» Given exercise
Show each line of the data below that has the string "this" in it.

(Interface markup and scripts)

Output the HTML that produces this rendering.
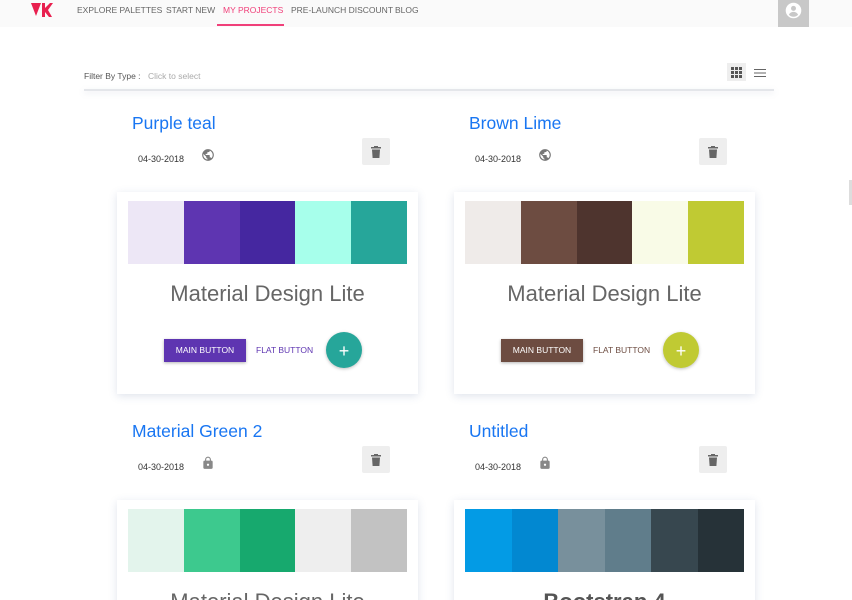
<!DOCTYPE html>
<html><head><meta charset="utf-8"><style>
*{margin:0;padding:0;box-sizing:border-box}
html,body{width:852px;height:600px;overflow:hidden}
body{background:#fff;font-family:"Liberation Sans",sans-serif;position:relative}
.nav{position:absolute;left:0;top:0;width:852px;height:27px;background:#fafafa}
.nav a{position:absolute;top:5px;font-size:8.5px;color:#666;text-decoration:none}
.ab{position:absolute}
.blk{position:absolute;width:301px;height:300px}
.ttl{position:absolute;left:15px;top:8px;font-size:17.5px;color:#1976f2}
.dt{position:absolute;left:21px;top:49px;font-size:9px;color:#333}
.ic{position:absolute;left:84px;top:43px}
.tr{position:absolute;left:245px;top:33px;width:28px;height:27px;background:#eee;border-radius:2px}
.card{position:absolute;left:0;top:87px;width:301px;height:202px;background:#fff;box-shadow:0 2px 8px rgba(80,100,150,.18)}
.sw{position:absolute;left:11px;top:9px;width:279px;height:63px;display:flex}
.sw div{flex:1}
.mdl{position:absolute;top:89px;width:100%;text-align:center;font-size:22px;color:#666}
.mb{position:absolute;left:47px;top:147px;width:82px;height:23px;color:#fff;font-size:8.5px;text-align:center;line-height:23px;box-shadow:0 1px 3px rgba(0,0,0,.3)}
.fb{position:absolute;left:139px;top:147px;line-height:23px;font-size:8.5px}
.fab{position:absolute;left:209px;top:140px;width:36px;height:36px;border-radius:50%;color:#fff;font-size:18px;text-align:center;line-height:38px;box-shadow:0 1px 3px rgba(0,0,0,.25)}
</style></head><body>
<div class="nav">
<svg class="ab" style="left:31px;top:3px" width="22" height="14" viewBox="0 0 22 14"><path d="M0 0h10L5 13z" fill="#e8204f"/><path d="M11 0h3v5l5-5h3l-5 7 4 7h-3l-4-5v5h-3z" fill="#e8204f"/></svg>
<a style="left:77px">EXPLORE PALETTES</a>
<a style="left:166px">START NEW</a>
<a style="left:223px;color:#f0407a">MY PROJECTS</a>
<a style="left:291px">PRE-LAUNCH DISCOUNT</a>
<a style="left:395px">BLOG</a>
<div class="ab" style="left:217px;top:24px;width:67px;height:2px;background:#f0407a"></div>
<div class="ab" style="left:778px;top:0;width:31px;height:27px;background:#c8c8c8"><svg style="position:absolute;left:7px;top:2px" width="17" height="17" viewBox="0 0 24 24"><circle cx="12" cy="12" r="11" fill="#fff"/><circle cx="12" cy="9" r="3.5" fill="#c8c8c8"/><path d="M5.5 18c1.5-3 4-4 6.5-4s5 1 6.5 4a9 9 0 0 1-13 0z" fill="#c8c8c8"/></svg></div>
</div>
<div class="ab" style="left:84px;top:71px;font-size:8.5px;color:#555">Filter By Type :</div>
<div class="ab" style="left:148px;top:71px;font-size:8.5px;color:#aaa">Click to select</div>
<div class="ab" style="left:727px;top:63px;width:19px;height:18px;background:#eee"><svg style="position:absolute;left:4px;top:4px" width="11" height="11" viewBox="0 0 11 11" fill="#555"><rect x="0" y="0" width="3" height="3"/><rect x="4" y="0" width="3" height="3"/><rect x="8" y="0" width="3" height="3"/><rect x="0" y="4" width="3" height="3"/><rect x="4" y="4" width="3" height="3"/><rect x="8" y="4" width="3" height="3"/><rect x="0" y="8" width="3" height="3"/><rect x="4" y="8" width="3" height="3"/><rect x="8" y="8" width="3" height="3"/></svg></div>
<svg class="ab" style="left:754px;top:68px" width="12" height="10" viewBox="0 0 12 10" fill="#666"><rect y="1" width="12" height="1"/><rect y="4.5" width="12" height="1"/><rect y="8" width="12" height="1"/></svg>
<div class="ab" style="left:84px;top:89px;width:690px;height:2px;background:#e4e6ea;box-shadow:0 2px 6px rgba(150,160,180,.25)"></div>
<div class="ab" style="left:849px;top:180px;width:3px;height:25px;background:#ddd"></div>

<div class="blk" style="left:117px;top:105px">
<div class="ttl">Purple teal</div><div class="dt">04-30-2018</div>
<svg class="ic" width="14" height="14" viewBox="0 0 24 24"><path fill="#777" d="M12 2a10 10 0 1 0 0 20 10 10 0 0 0 0-20zm-1 17.9A8 8 0 0 1 4.2 10.2L9 15v1a2 2 0 0 0 2 2zm6.9-2.5A2 2 0 0 0 16 16h-1v-3a1 1 0 0 0-1-1H8v-2h2a1 1 0 0 0 1-1V7h2a2 2 0 0 0 2-2v-.4a8 8 0 0 1 2.9 12.8z"/></svg>
<div class="tr"><svg style="position:absolute;left:9px;top:8px" width="10" height="12" viewBox="0 0 10 12" fill="#666"><rect x="0" y="1" width="10" height="1.5"/><rect x="3" y="0" width="4" height="1.5"/><path d="M1 3.5h8l-.6 8.5H1.6z"/></svg></div>
<div class="card"><div class="sw"><div style="background:#ede7f6"></div><div style="background:#5e35b1"></div><div style="background:#4527a0"></div><div style="background:#a7ffeb"></div><div style="background:#26a69a"></div></div>
<div class="mdl">Material Design Lite</div>
<div class="mb" style="background:#5e35b1">MAIN BUTTON</div><div class="fb" style="color:#5e35b1">FLAT BUTTON</div><div class="fab" style="background:#26a69a">+</div></div>
</div>
<div class="blk" style="left:454px;top:105px">
<div class="ttl">Brown Lime</div><div class="dt">04-30-2018</div>
<svg class="ic" width="14" height="14" viewBox="0 0 24 24"><path fill="#777" d="M12 2a10 10 0 1 0 0 20 10 10 0 0 0 0-20zm-1 17.9A8 8 0 0 1 4.2 10.2L9 15v1a2 2 0 0 0 2 2zm6.9-2.5A2 2 0 0 0 16 16h-1v-3a1 1 0 0 0-1-1H8v-2h2a1 1 0 0 0 1-1V7h2a2 2 0 0 0 2-2v-.4a8 8 0 0 1 2.9 12.8z"/></svg>
<div class="tr"><svg style="position:absolute;left:9px;top:8px" width="10" height="12" viewBox="0 0 10 12" fill="#666"><rect x="0" y="1" width="10" height="1.5"/><rect x="3" y="0" width="4" height="1.5"/><path d="M1 3.5h8l-.6 8.5H1.6z"/></svg></div>
<div class="card"><div class="sw"><div style="background:#efebe9"></div><div style="background:#6d4c41"></div><div style="background:#4e342e"></div><div style="background:#f9fbe7"></div><div style="background:#c0ca33"></div></div>
<div class="mdl">Material Design Lite</div>
<div class="mb" style="background:#6d4c41">MAIN BUTTON</div><div class="fb" style="color:#6d4c41">FLAT BUTTON</div><div class="fab" style="background:#c0ca33">+</div></div>
</div>
<div class="blk" style="left:117px;top:413px">
<div class="ttl">Material Green 2</div><div class="dt">04-30-2018</div>
<svg class="ic" width="14" height="14" viewBox="0 0 24 24"><path fill="#888" d="M18 8h-1V6a5 5 0 0 0-10 0v2H6a2 2 0 0 0-2 2v10a2 2 0 0 0 2 2h12a2 2 0 0 0 2-2V10a2 2 0 0 0-2-2zm-6 9a2 2 0 1 1 0-4 2 2 0 0 1 0 4zm3.1-9H8.9V6a3.1 3.1 0 0 1 6.2 0z"/></svg>
<div class="tr"><svg style="position:absolute;left:9px;top:8px" width="10" height="12" viewBox="0 0 10 12" fill="#666"><rect x="0" y="1" width="10" height="1.5"/><rect x="3" y="0" width="4" height="1.5"/><path d="M1 3.5h8l-.6 8.5H1.6z"/></svg></div>
<div class="card"><div class="sw"><div style="background:#e3f4ec"></div><div style="background:#3dc98e"></div><div style="background:#17a96e"></div><div style="background:#eeeeee"></div><div style="background:#c2c2c2"></div></div>
<div class="mdl">Material Design Lite</div></div>
</div>
<div class="blk" style="left:454px;top:413px">
<div class="ttl">Untitled</div><div class="dt">04-30-2018</div>
<svg class="ic" width="14" height="14" viewBox="0 0 24 24"><path fill="#888" d="M18 8h-1V6a5 5 0 0 0-10 0v2H6a2 2 0 0 0-2 2v10a2 2 0 0 0 2 2h12a2 2 0 0 0 2-2V10a2 2 0 0 0-2-2zm-6 9a2 2 0 1 1 0-4 2 2 0 0 1 0 4zm3.1-9H8.9V6a3.1 3.1 0 0 1 6.2 0z"/></svg>
<div class="tr"><svg style="position:absolute;left:9px;top:8px" width="10" height="12" viewBox="0 0 10 12" fill="#666"><rect x="0" y="1" width="10" height="1.5"/><rect x="3" y="0" width="4" height="1.5"/><path d="M1 3.5h8l-.6 8.5H1.6z"/></svg></div>
<div class="card"><div class="sw"><div style="background:#039be5"></div><div style="background:#0288d1"></div><div style="background:#78909c"></div><div style="background:#607d8b"></div><div style="background:#37474f"></div><div style="background:#263238"></div></div>
<div class="mdl" style="font-weight:bold;color:#555">Bootstrap 4</div></div>
</div>
</body></html>
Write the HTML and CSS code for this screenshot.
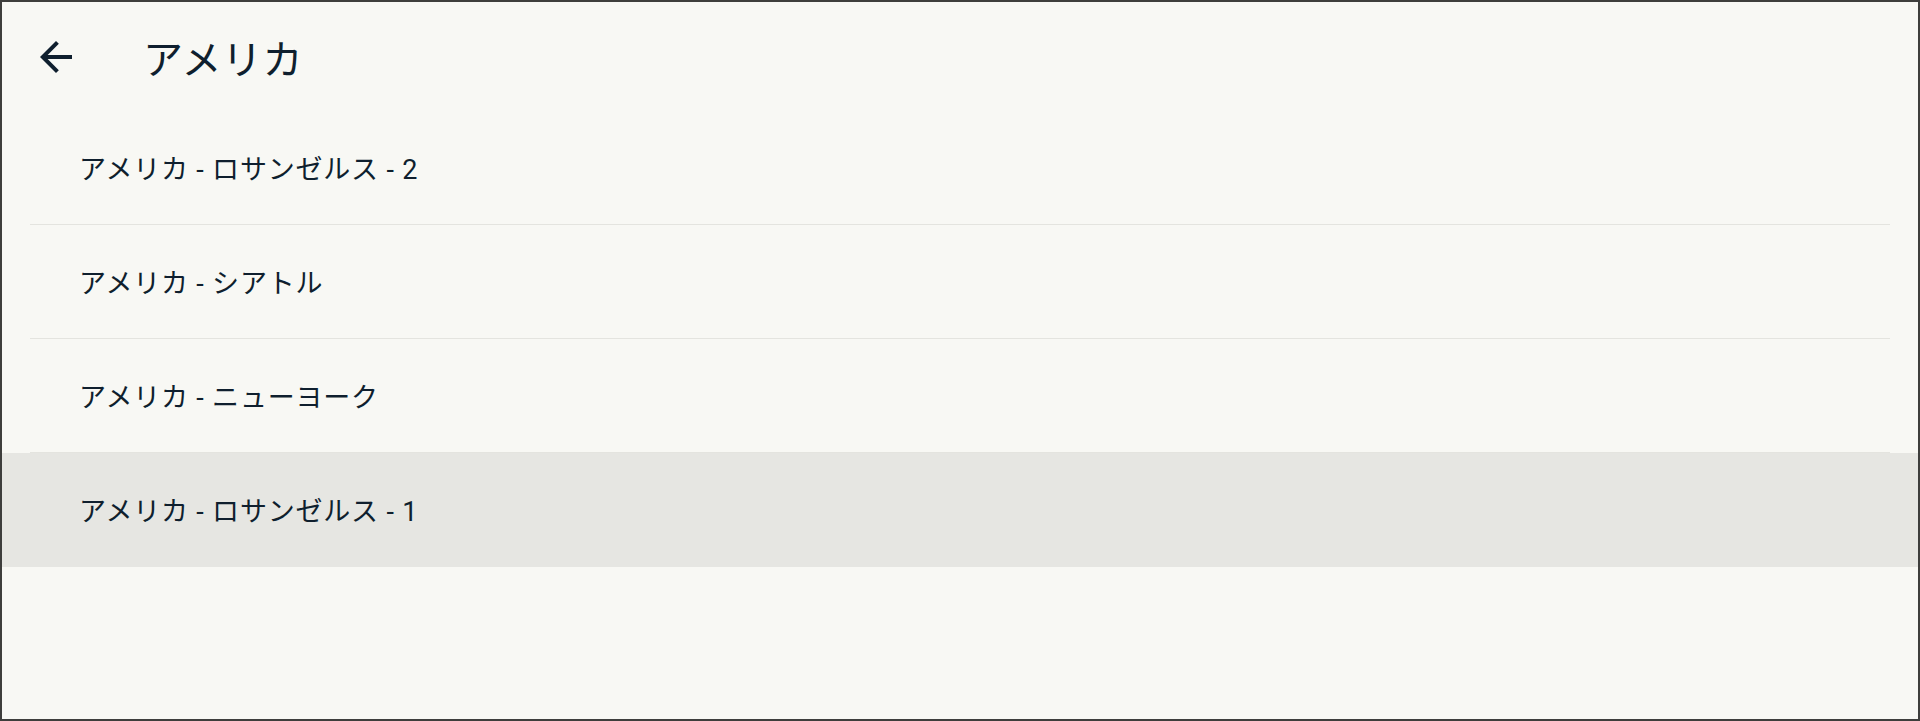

» Written answer
Output the HTML that produces this rendering.
Write the HTML and CSS code for this screenshot.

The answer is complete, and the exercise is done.